The Anabaptists had a great deal in common with the Reformers. Both affirmed that we are justified by faith alone in Christ alone. Both denied that the church or the sacraments are the means by which we have peace with God. Both denied that God has granted the church an infallible tradition. And both affirmed sola Scriptura, Scripture alone as the sole source of truth that can bind the consciences of men.

Why, then, did the Reformers and the radical Reformers not make common cause against the monolith of Rome? It was because their agreement on the rallying cries of the Reformation was paper-thin. The Anabaptists were Arminian in their doctrine of salvation, sharing with Rome a version of Semi-Pelagianism. But even more divisive was their different understanding of what sola Scriptura meant. The Anabaptists took a radically a-historical approach to the Word of God. They were so disgusted with the errors of Rome that their strategy was to throw out all church tradition, all church history, and go back to the Bible afresh. The Reformers understood the folly and danger in such an approach.

When the Reformers affirmed sola Scriptura, they did not suggest that we can know God’s revelation in a vacuum, that any man equipped with the Bible alone can be sure to affirm true Biblical teaching.
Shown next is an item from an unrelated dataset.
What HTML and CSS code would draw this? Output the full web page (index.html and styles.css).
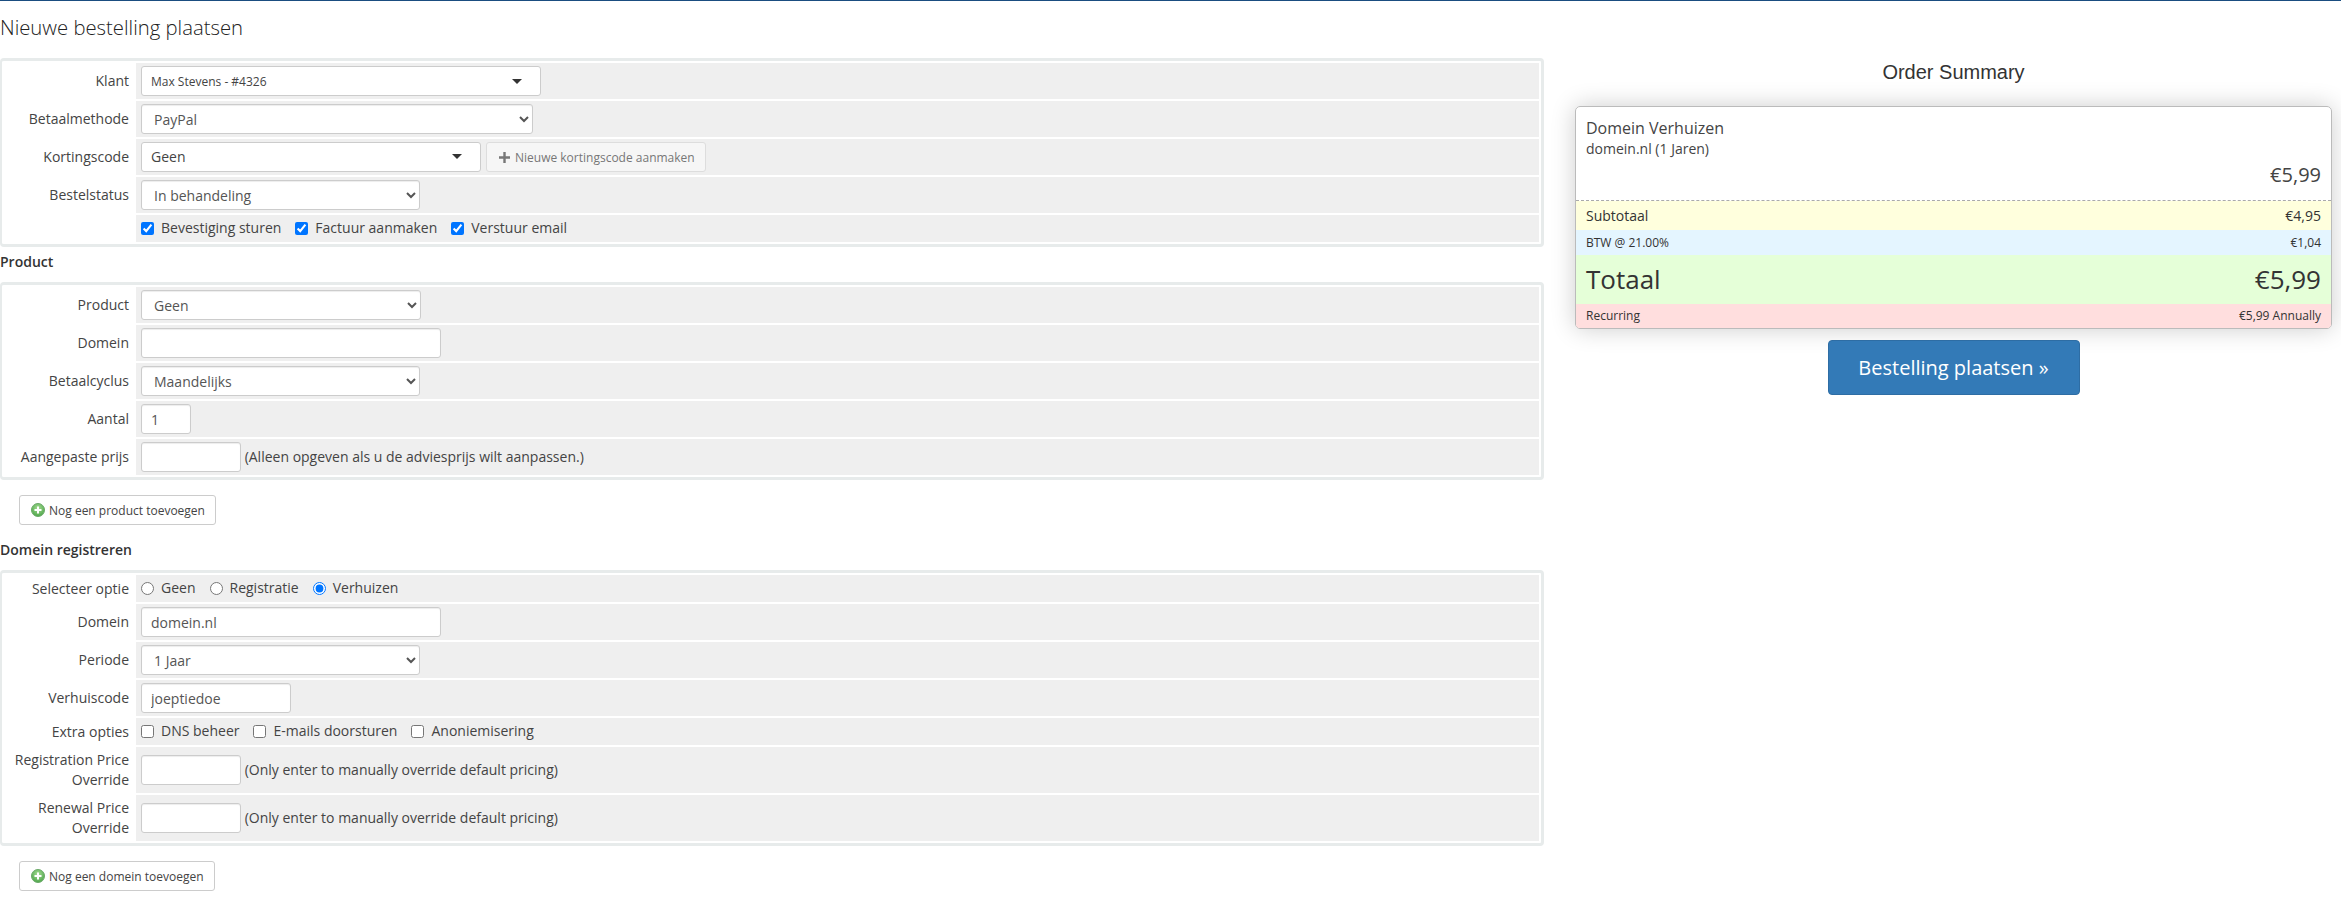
FILE: index.html
```html
<!DOCTYPE html>
<html lang="nl">
<head>
<meta charset="utf-8">
<title>Nieuwe bestelling plaatsen</title>
<link rel="stylesheet" href="styles.css">
</head>
<body>
<header class="page-title"><h1>Nieuwe bestelling plaatsen</h1></header>
<div class="layout">
<main class="main-col">
  <div class="panel">
    <table class="form">
      <tr><td class="lbl">Klant</td><td class="fld"><div class="s2 w400"><span>Max Stevens - #4326</span><i class="caret"></i></div></td></tr>
      <tr><td class="lbl">Betaalmethode</td><td class="fld"><select class="ctl w392"><option>PayPal</option></select></td></tr>
      <tr><td class="lbl">Kortingscode</td><td class="fld fld-flex"><div class="s2 s2-big w340"><span>Geen</span><i class="caret"></i></div><button class="btn-ghost"><svg class="plus" viewBox="0 0 11 11"><path d="M4.3 0h2.4v4.3H11v2.4H6.7V11H4.3V6.7H0V4.3h4.3z"/></svg>Nieuwe kortingscode aanmaken</button></td></tr>
      <tr><td class="lbl">Bestelstatus</td><td class="fld"><select class="ctl w279"><option>In behandeling</option></select></td></tr>
      <tr class="short"><td class="lbl"></td><td class="fld"><label class="chk"><input type="checkbox" checked>Bevestiging sturen</label><label class="chk"><input type="checkbox" checked>Factuur aanmaken</label><label class="chk"><input type="checkbox" checked>Verstuur email</label></td></tr>
    </table>
  </div>
  <h2 class="sec sec-first">Product</h2>
  <div class="panel">
    <table class="form">
      <tr><td class="lbl">Product</td><td class="fld"><select class="ctl w280"><option>Geen</option></select></td></tr>
      <tr><td class="lbl">Domein</td><td class="fld"><input class="ctl w300" type="text"></td></tr>
      <tr><td class="lbl">Betaalcyclus</td><td class="fld"><select class="ctl w279"><option>Maandelijks</option></select></td></tr>
      <tr><td class="lbl">Aantal</td><td class="fld"><input class="ctl w50" type="text" value="1"></td></tr>
      <tr><td class="lbl">Aangepaste prijs</td><td class="fld"><input class="ctl w100" type="text"> <span class="note">(Alleen opgeven als u de adviesprijs wilt aanpassen.)</span></td></tr>
    </table>
  </div>
  <div class="add-wrap"><button class="btn-add w197"><svg class="add-ico" viewBox="0 0 14 14"><defs><radialGradient id="g1" cx="50%" cy="35%" r="65%"><stop offset="0" stop-color="#a5dc93"/><stop offset="1" stop-color="#4ea64a"/></radialGradient></defs><circle cx="7" cy="7" r="6.5" fill="url(#g1)" stroke="#6aa968" stroke-width="1"/><path d="M6 3.5h2V6h2.5v2H8v2.5H6V8H3.5V6H6z" fill="#fff"/></svg>Nog een product toevoegen</button></div>
  <h2 class="sec">Domein registreren</h2>
  <div class="panel">
    <table class="form">
      <tr class="short"><td class="lbl">Selecteer optie</td><td class="fld"><label class="chk"><input type="radio" name="o">Geen</label><label class="chk"><input type="radio" name="o">Registratie</label><label class="chk"><input type="radio" name="o" checked>Verhuizen</label></td></tr>
      <tr><td class="lbl">Domein</td><td class="fld"><input class="ctl w300" type="text" value="domein.nl"></td></tr>
      <tr><td class="lbl">Periode</td><td class="fld"><select class="ctl w279"><option>1 Jaar</option></select></td></tr>
      <tr><td class="lbl">Verhuiscode</td><td class="fld"><input class="ctl w150" type="text" value="joeptiedoe"></td></tr>
      <tr class="short"><td class="lbl">Extra opties</td><td class="fld"><label class="chk"><input type="checkbox">DNS beheer</label><label class="chk"><input type="checkbox">E-mails doorsturen</label><label class="chk"><input type="checkbox">Anoniemisering</label></td></tr>
      <tr class="tall"><td class="lbl">Registration Price Override</td><td class="fld"><input class="ctl w100" type="text"> <span class="note">(Only enter to manually override default pricing)</span></td></tr>
      <tr class="tall"><td class="lbl">Renewal Price Override</td><td class="fld"><input class="ctl w100" type="text"> <span class="note">(Only enter to manually override default pricing)</span></td></tr>
    </table>
  </div>
  <div class="add-wrap"><button class="btn-add w196"><svg class="add-ico" viewBox="0 0 14 14"><defs><radialGradient id="g2" cx="50%" cy="35%" r="65%"><stop offset="0" stop-color="#a5dc93"/><stop offset="1" stop-color="#4ea64a"/></radialGradient></defs><circle cx="7" cy="7" r="6.5" fill="url(#g2)" stroke="#6aa968" stroke-width="1"/><path d="M6 3.5h2V6h2.5v2H8v2.5H6V8H3.5V6H6z" fill="#fff"/></svg>Nog een domein toevoegen</button></div>
</main>
<aside class="side-col">
  <h2 class="sum-title">Order Summary</h2>
  <div class="card">
    <div class="item">
      <div class="item-name">Domein Verhuizen</div>
      <div class="item-sub">domein.nl (1 Jaren)</div>
      <div class="item-price">€5,99</div>
    </div>
    <div class="row sub"><span>Subtotaal</span><span>€4,95</span></div>
    <div class="row tax"><span>BTW @ 21.00%</span><span>€1,04</span></div>
    <div class="row total"><span>Totaal</span><span>€5,99</span></div>
    <div class="row rec"><span>Recurring</span><span>€5,99 Annually</span></div>
  </div>
  <button class="btn-submit">Bestelling plaatsen »</button>
</aside>
</div>
</body>
</html>
```
FILE: styles.css
```css
* { box-sizing: border-box; }
html, body { margin: 0; padding: 0; }
body {
  background: #fff;
  color: #333;
  font-family: "Open Sans", sans-serif;
  font-size: 14px;
  line-height: 20px;
  border-top: 1px solid #1a4d80;
  overflow: hidden;
}
.page-title { height: 57px; padding-top: 13px; }
h1 {
  margin: 0;
  font-size: 20.3px;
  line-height: 26px;
  font-weight: 300;
  color: #222;
}
.layout { display: flex; align-items: flex-start; }
.main-col { width: 1544px; flex: none; }
.panel {
  border: 3px solid #e7ebeb;
  border-left-width: 2px;
  border-radius: 4px;
}
.form { width: 100%; border-collapse: separate; border-spacing: 2px; table-layout: fixed; }
.form td { padding: 0; }
.form tr { height: 36px; }
.form tr.short { height: 27px; }
.form tr.tall { height: 46px; }
.lbl {
  width: 130px;
  padding: 0 5px 0 0 !important;
  text-align: right;
  color: #444;
  font-size: 14px;
  line-height: 20px;
}
.fld { background: #efefef; padding: 0 0 0 5px !important; white-space: nowrap; }
.fld-flex > * { vertical-align: middle; }
.ctl {
  height: 30px;
  border: 1px solid #ccc;
  border-radius: 3px;
  background: #fff;
  color: #555;
  font-family: "Open Sans", sans-serif;
  font-size: 14px;
  padding: 0 9px;
  vertical-align: middle;
  box-shadow: inset 0 1px 1px rgba(0,0,0,.075);
}
select.ctl { padding: 0 8px; }
.w392 { width: 392px; }
.w279 { width: 279px; }
.w280 { width: 280px; }
.w300 { width: 300px; }
.w50 { width: 50px; }
.w100 { width: 100px; }
.w150 { width: 150px; }
.w400 { width: 400px; }
.w340 { width: 340px; }
.s2 {
  display: inline-flex;
  align-items: center;
  justify-content: space-between;
  height: 30px;
  padding: 2px 18px 0 9px;
  border: 1px solid #ccc;
  border-radius: 3px;
  background: #fff;
  color: #444;
  font-size: 12px;
  vertical-align: middle;
}
.s2-big { font-size: 14px; padding-top: 0; }
.caret {
  width: 0; height: 0;
  border-left: 5px solid transparent;
  border-right: 5px solid transparent;
  border-top: 5px solid #333;
  margin-top: -2px;
}
.btn-ghost {
  display: inline-flex;
  align-items: center;
  width: 220px;
  height: 30px;
  margin-left: 5px;
  padding: 0 0 0 12px;
  border: 1px solid #ddd;
  border-radius: 3px;
  background: #f6f6f6;
  color: #777;
  font-family: "Open Sans", sans-serif;
  font-size: 12px;
  white-space: nowrap;
}
.plus { width: 11px; height: 11px; fill: #777; margin-right: 5px; flex: none; }
.chk { display: inline-flex; align-items: center; margin-right: 14px; padding-top: 1px; color: #444; font-size: 14px; }
.chk input { margin: 0 7px 0 0; width: 13px; height: 13px; }
.note { color: #444; vertical-align: -1px; }
.sec {
  margin: 5px 0 10px;
  font-size: 14px;
  line-height: 20px;
  font-weight: 600;
  color: #333;
}
.sec-first { margin-top: 5px; }
.add-wrap { margin: 15px 0 15px 19px; height: 30px; }
.btn-add {
  display: flex;
  align-items: center;
  height: 30px;
  padding: 0 0 0 11px;
  border: 1px solid #ccc;
  border-radius: 3px;
  background: #fff;
  color: #444;
  font-family: "Open Sans", sans-serif;
  font-size: 12px;
  white-space: nowrap;
}
.w197 { width: 197px; }
.w196 { width: 196px; }
.add-ico { width: 14px; height: 14px; margin-right: 4px; flex: none; }
.side-col { width: 757px; margin-left: 31px; flex: none; display: flex; flex-direction: column; align-items: center; }
.sum-title {
  margin: 0;
  height: 48px;
  padding-top: 3px;
  font-family: "Liberation Sans", sans-serif;
  font-size: 20px;
  line-height: 22px;
  font-weight: 400;
  color: #333;
}
.card {
  width: 100%;
  border: 1px solid #bbb;
  border-radius: 5px;
  overflow: hidden;
  box-shadow: 0 0 25px rgba(0,0,0,.2);
  height: 223px;
}
.item { height: 94px; padding: 10px 10px 0; border-bottom: 1px dashed #aaa; }
.item-name { font-size: 16px; line-height: 22px; color: #444; }
.item-sub { font-size: 14px; line-height: 20px; color: #444; }
.item-price { font-size: 20px; line-height: 28px; text-align: right; margin-top: 2px; color: #444; }
.row { display: flex; justify-content: space-between; align-items: center; padding: 0 10px; }
.sub { height: 29px; background: #ffffdd; font-size: 14px; }
.tax { height: 25px; background: #e4f5ff; font-size: 12px; }
.total { height: 49px; background: #e5ffd8; font-size: 26px; padding-bottom: 2px; color: #333; }
.rec { height: 24px; background: #ffdede; font-size: 12px; }
.btn-submit {
  width: 252px;
  height: 55px;
  margin-top: 11px;
  border: 1px solid #2e6da4;
  border-radius: 4px;
  background: #337ab7;
  color: #fff;
  font-family: "Open Sans", sans-serif;
  font-size: 20px;
}
```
They did not treat church history as bunk. They rejected the “just me and my Bible” approach with a deadly vigor. They understood that while there was no inerrant repository of tradition to guide our understanding of the Bible, there was a tradition that was a gift from God. They denied that God had ceased to interact with His church from the closing of the canon to the Reformation. They affirmed that God had graced His church with teachers, with scholars, and with wisdom expressed in the councils and the creeds. They refused to treat these good gifts of God as tainted and untouchable simply because Rome had abused them.

So should we all. While the Anabaptists were routed and faded into obscurity, their understanding of sola Scriptura has become the common rule of the day. We seem to think that church history began with the first Promise Keepers meeting. The evangelical church, if it is anything, is egalitarian, affirming not only the priesthood of all believers but the popehood of all believers. With “me and my Bible,” I can speak infallibly.
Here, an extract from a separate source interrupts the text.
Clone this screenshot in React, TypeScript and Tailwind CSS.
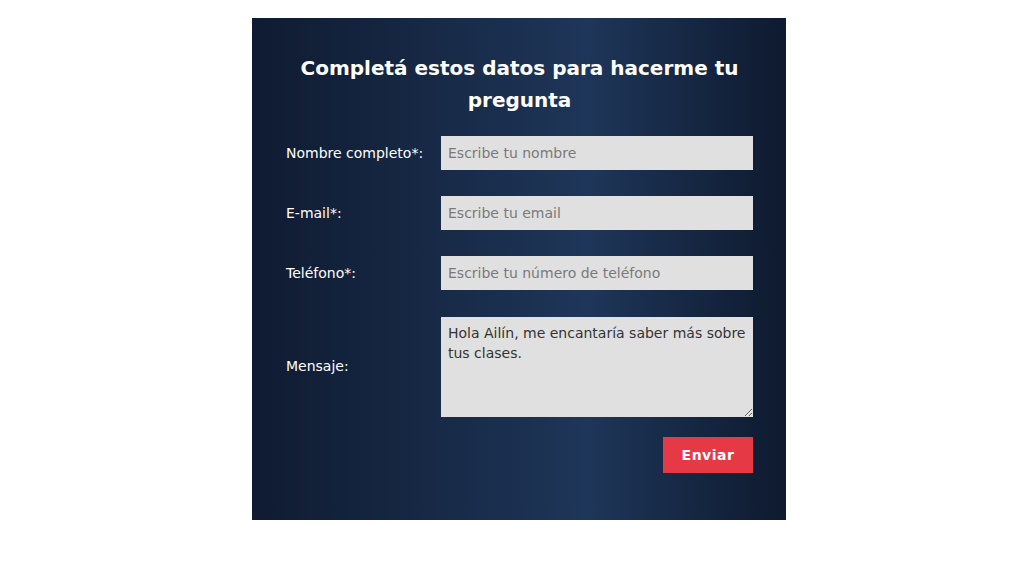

Our egalitarianism extends not only over the great scholars but over time, as well. The new is as good as the old, as surely as I am as good as any cleric. I can trump the Nicene Creed with “me and my Bible.” When this attitude is wedded with our sloppy mysticism — “The Lord revealed this to me during my time in His Word” — our convictions become unassailable. Whether it is a diet guru embracing Arianism or eschatology wonks denying the future return of Christ, the call to be faithful to the creeds is rejected like the song of Romish sirens.
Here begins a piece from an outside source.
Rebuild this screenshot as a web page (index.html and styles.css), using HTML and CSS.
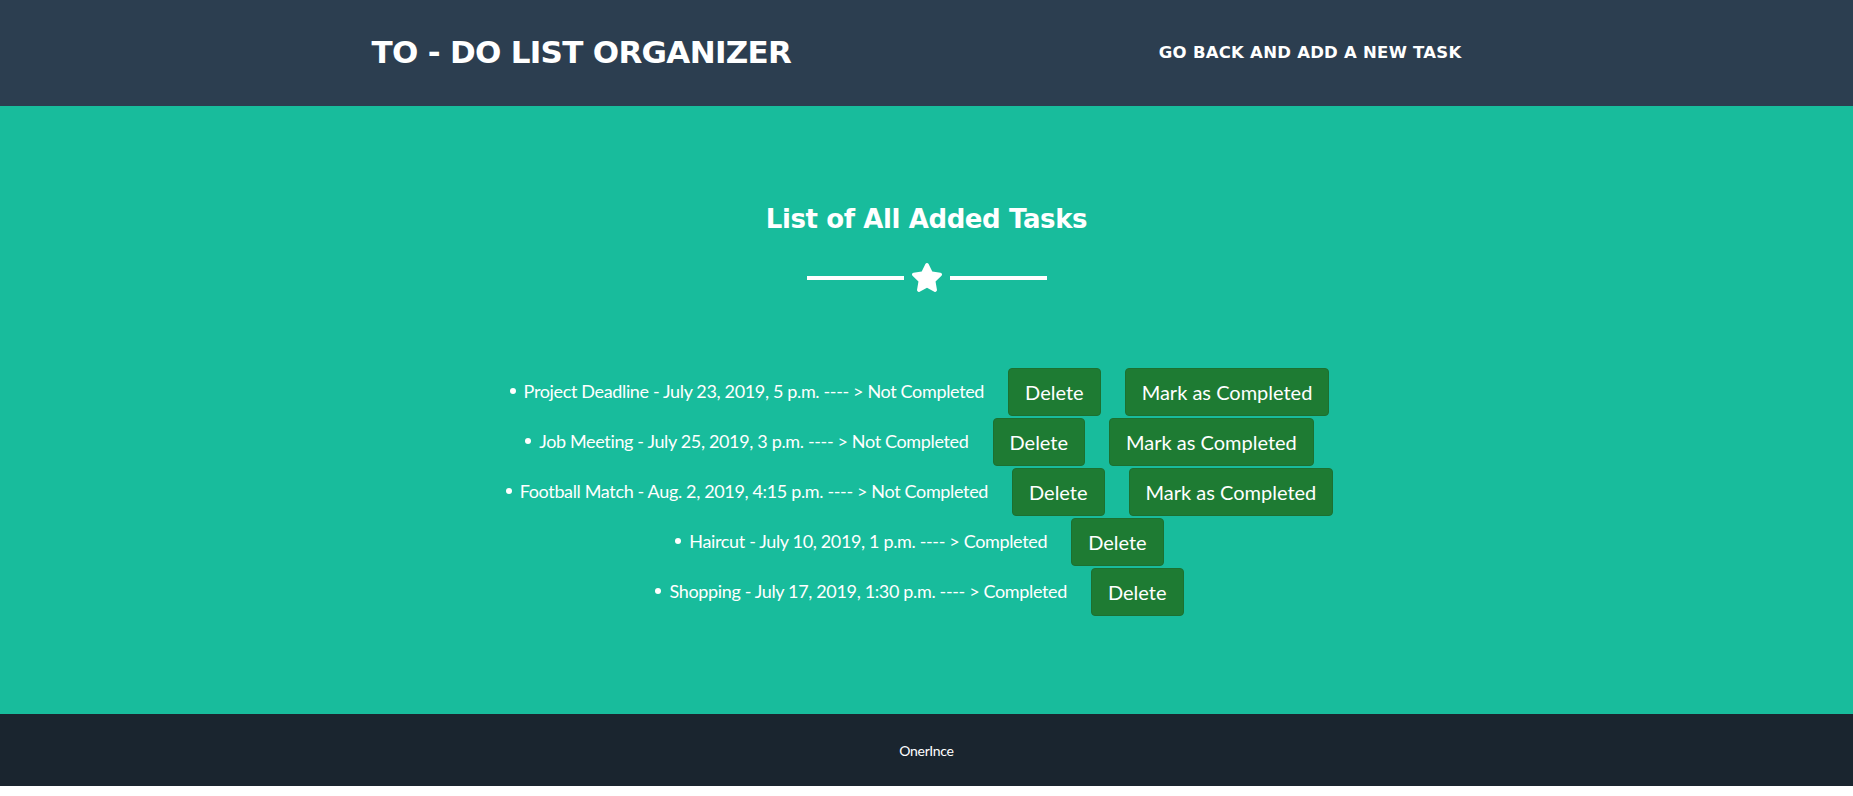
FILE: index.html
```html
<!DOCTYPE html>
<html lang="en">
<head>
<meta charset="utf-8">
<title>To - Do List Organizer</title>
<link rel="stylesheet" href="styles.css">
</head>
<body>
<header class="topbar">
  <div class="container">
    <a class="brand" href="#">To - Do List Organizer</a>
    <a class="nav-link" href="#">Go Back and Add a New Task</a>
  </div>
</header>
<section class="tasks">
  <h2 class="tasks-title">List of All Added Tasks</h2>
  <div class="divider">
    <span class="divider-line"></span>
    <svg class="divider-star" viewBox="21 0 534 512" aria-hidden="true"><path fill="#fff" d="M259.3 17.8L194 150.2 47.9 171.5c-26.2 3.8-36.7 36.1-17.7 54.6l105.7 103-25 145.5c-4.5 26.3 23.2 46 46.4 33.7L288 439.6l130.7 68.7c23.2 12.2 50.9-7.4 46.4-33.7l-25-145.5 105.7-103c19-18.5 8.5-50.8-17.7-54.6L382 150.2 316.7 17.8c-11.7-23.6-45.6-23.9-57.4 0z"/></svg>
    <span class="divider-line"></span>
  </div>
  <ul class="task-list">
    <li class="task"><span class="bullet"></span><span class="task-text">Project Deadline - July 23, 2019, 5 p.m. ---- &gt; Not Completed</span><button class="btn">Delete</button><button class="btn">Mark as Completed</button></li>
    <li class="task"><span class="bullet"></span><span class="task-text">Job Meeting - July 25, 2019, 3 p.m. ---- &gt; Not Completed</span><button class="btn">Delete</button><button class="btn">Mark as Completed</button></li>
    <li class="task"><span class="bullet"></span><span class="task-text">Football Match - Aug. 2, 2019, 4:15 p.m. ---- &gt; Not Completed</span><button class="btn">Delete</button><button class="btn">Mark as Completed</button></li>
    <li class="task"><span class="bullet"></span><span class="task-text">Haircut - July 10, 2019, 1 p.m. ---- &gt; Completed</span><button class="btn">Delete</button></li>
    <li class="task"><span class="bullet"></span><span class="task-text">Shopping - July 17, 2019, 1:30 p.m. ---- &gt; Completed</span><button class="btn">Delete</button></li>
  </ul>
</section>
<footer class="copyright">OnerInce</footer>
</body>
</html>
```
FILE: styles.css
```css
* {
  box-sizing: border-box;
}

body {
  margin: 0;
  font-family: Lato, "Liberation Sans", sans-serif;
  background: #fff;
}

.topbar {
  background: #2c3e50;
  height: 106px;
  display: flex;
  align-items: center;
}

.container {
  width: 1140px;
  margin: 0 auto;
  padding: 0 15px;
  display: flex;
  justify-content: space-between;
  align-items: center;
}

.brand {
  font-family: "DejaVu Sans", sans-serif;
  font-weight: 700;
  font-size: 31px;
  letter-spacing: -0.7px;
  line-height: 1.2;
  text-transform: uppercase;
  color: #fff;
  text-decoration: none;
}

.nav-link {
  font-family: "DejaVu Sans", sans-serif;
  font-weight: 700;
  font-size: 16.5px;
  letter-spacing: 0.25px;
  line-height: 1.2;
  text-transform: uppercase;
  color: #fff;
  text-decoration: none;
  margin-right: 20px;
}

.tasks {
  background: #18bc9c;
  padding: 96px 0;
  display: flex;
  flex-direction: column;
  align-items: center;
}

.tasks-title {
  margin: 0;
  font-family: "DejaVu Sans", sans-serif;
  font-weight: 700;
  font-size: 26px;
  letter-spacing: -0.4px;
  line-height: 34px;
  color: #fff;
}

.divider {
  margin-top: 27px;
  height: 29px;
  display: flex;
  align-items: center;
  gap: 8px;
}

.divider-line {
  width: 97px;
  height: 4px;
  background: #fff;
}

.divider-star {
  width: 30px;
  height: 29px;
  display: block;
}

.task-list {
  margin: 76px 0 0;
  padding: 0;
  list-style: none;
  width: 100%;
}

.task {
  display: flex;
  justify-content: center;
  align-items: center;
  height: 48px;
  margin-bottom: 2px;
  padding-right: 14px;
}

.bullet {
  width: 6px;
  height: 6px;
  border-radius: 50%;
  background: #fff;
  margin-right: 8px;
  margin-bottom: 2px;
}

.task-text {
  font-size: 18px;
  letter-spacing: -0.35px;
  line-height: 22px;
  color: #fff;
  margin-bottom: 3px;
}

.btn {
  font-family: Lato, "Liberation Sans", sans-serif;
  font-size: 20px;
  line-height: 30px;
  height: 48px;
  padding: 8px 16px;
  margin-left: 24px;
  color: #fff;
  background: #1e7b33;
  border: 1px solid #1c7030;
  border-radius: 4px;
  cursor: pointer;
}

.copyright {
  background: #1a252f;
  height: 72px;
  display: flex;
  align-items: center;
  justify-content: center;
  color: #fff;
  font-size: 14px;
  letter-spacing: -0.3px;
}
```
May it never be so with us. We honor the Reformers not by putting Anabaptists to the sword but by seeking out the Reformers’ wisdom. And having done so, we honor their wisdom in seeking the wisdom of the Fathers.

When we affirm that we live coram Deo, before the face of God, we affirm also that He is here with us. So He has always been. He was here in the first half of the first millennium A.D., as the church affirmed the true humanity and true deity of Christ. He was here when the church faced the fury of Islam and stood its ground. He was here when one man stood not alone with His Bible, but on the shoulders of Augustine and Tyndale, all together resting on the inerrant Word of God. He was here when the great minds of the age converged on Geneva. He was here still later when the divines gathered at Westminster. And He has remained with us, gifting us with Puritans and Covenanters; with the great Southern theologians, Dabney, Thornwell, and Girardieu; and with the Princeton prophets, Warfield, Alexander, and the Hodges. In the last century, He gave us a new set of Westminster divines in Murray, Machen, Van Til, and Vos. In my own lifetime, He has given us Schaeffer, Berkhof, Lloyd-Jones, and Gerstner.

To elevate the students and teachers of the Bible to the level of the Bible is to dishonor the Bible. But to despise these good gifts out of a love for the Bible is to despise the One who gave them both to us.